Number of ways to sit 6 girls and 6 boys together with no two girls together.

Question

As the title of the question explains:

What I thought on the very first instant was that we will make them sit alternate hence the answer will be 2 * 6! * 6!

But then in some book I saw the explanation that there are 7 places where a Girl can sit out of the given 12 seats. Hence the answer is 7C6 * 6! * 6!.

But I don't get how are there 7 places for girls to sit.

I understand that howcome my original assumption of alternate placement was wrong. Because you can do

G B B G B G B G B G B G  

And so on. But the authors explanation of 7 seats for girls is still not clear to me.

Cheers.

Answer 1

Let the boys arrange themselves in $6!$ ways. Girls can sit in between or besides them such that maximum one girl is between any $2$ boys.

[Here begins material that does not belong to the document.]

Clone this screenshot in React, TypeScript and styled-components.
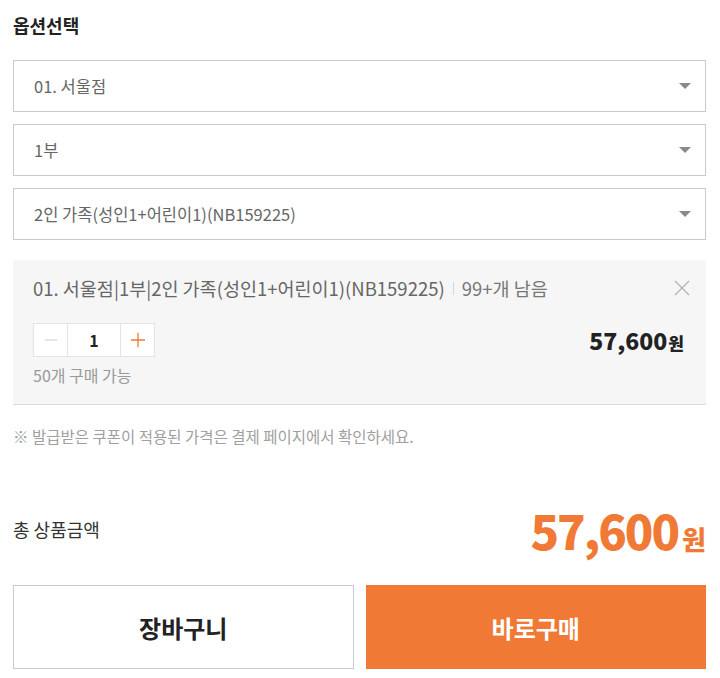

$$\text{1 B 2 B 3 B 4 B 5 B 6 B 7}$$

Clearly, there are $1-7$ places for $6$ girls. $7$ places. I bet you can take from here

Answer 2

Another way to look at this problem is to say that either the boys and girls are alternating (2 ways), or there is a pair of two boys somewhere in between two of out of the 6 girls (5 ways to choose where the pair is, since the pair cannot be on the end). So there are 7 possible cases before you choose the ordering of the boys and girls.